Este es un recuerdo prestado de mi madre. Dos días después del golpe, mi abuela se mantiene resguardada con todas sus hijas en la casa y les pide que no salgan. Mamá tiene diez años y es curiosa, mira de reojo por el visillo amarillento de la ventana, y allí ve, con los brazos detrás de la cabeza, a uno de sus vecinos de la población, un hombre de treinta y tantos. Dos militares lo apuntan con metralletas, y en menos de un segundo le disparan en la cabeza. Lo que viene es un silencio largo. Mamá me habla de este silencio como si fuera una variante del horror. Ese día aprende rápido que la gente puede morir sin que haya consecuencias para el culpable. En esa época una de sus hermanas mayores, que estudia en la universidad, tiene los ojos enrojecidos con frecuencia y nadie se atreve a preguntar. Mi madre solo entiende que el novio de mi tía ya no volverá a aparecer.
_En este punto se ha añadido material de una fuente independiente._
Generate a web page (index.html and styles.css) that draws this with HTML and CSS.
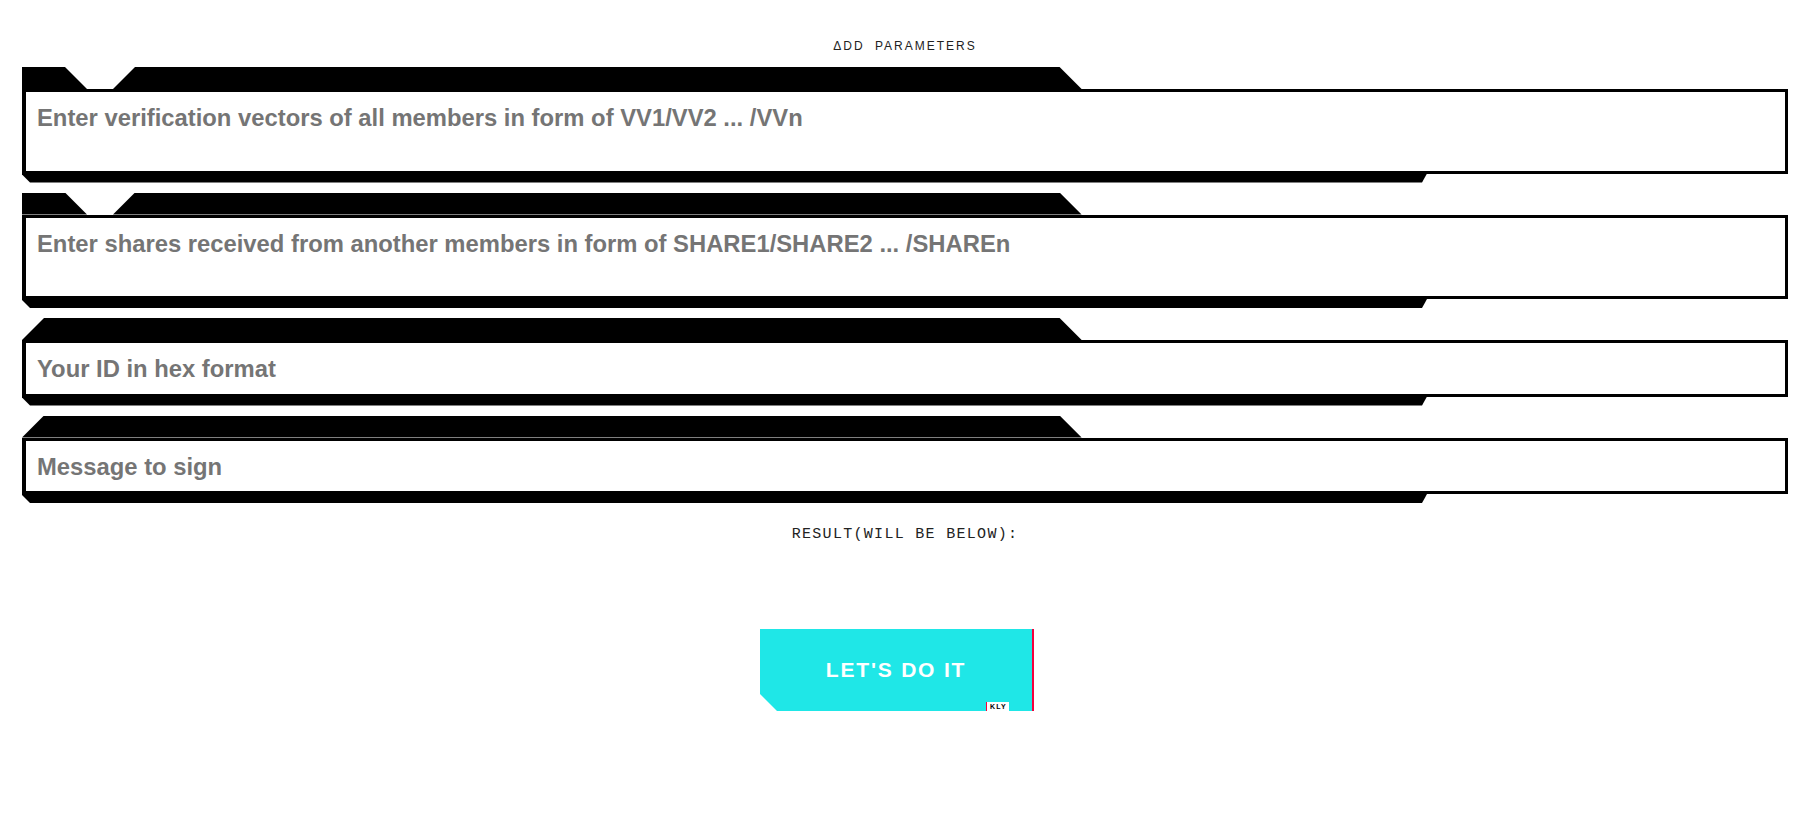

Nadie habla del novio ni del vecino, ni de las otras personas que comienzan a esfumarse de sus vidas.

*

En los últimos años de la dictadura llega llorando una vecina a la casa de mi tía mayor y le pide ayuda para sacar a su hijo de la comisaría. Lo han detenido por tirar piedras en una marcha. Mi tío va al recinto vestido con su uniforme de carabinero, haciéndose pasar por familiar del chico. Finge indignación y el policía le dice que le dé su merecido, que lo golpee en casa, y mi tío asiente con severidad y lo agarra fuerte del brazo. Luego de un intercambio parco de palabras, sueltan al muchacho y caminan a la villa juntos, varias cuadras en silencio. Por dentro mi tío está satisfecho. Cuando ya se han alejado lo suficiente, le susurra “Hola, sobrino”, y el joven se suelta un poco, hace una mueca de alivio. Luego, cada vez que se ven en la cuadra, el chico le dice “Hola, tío” y él le responde “Hola, sobrino”. Así van saludándose, tío y sobrino falsos, hasta que dejan de verse o recordarse.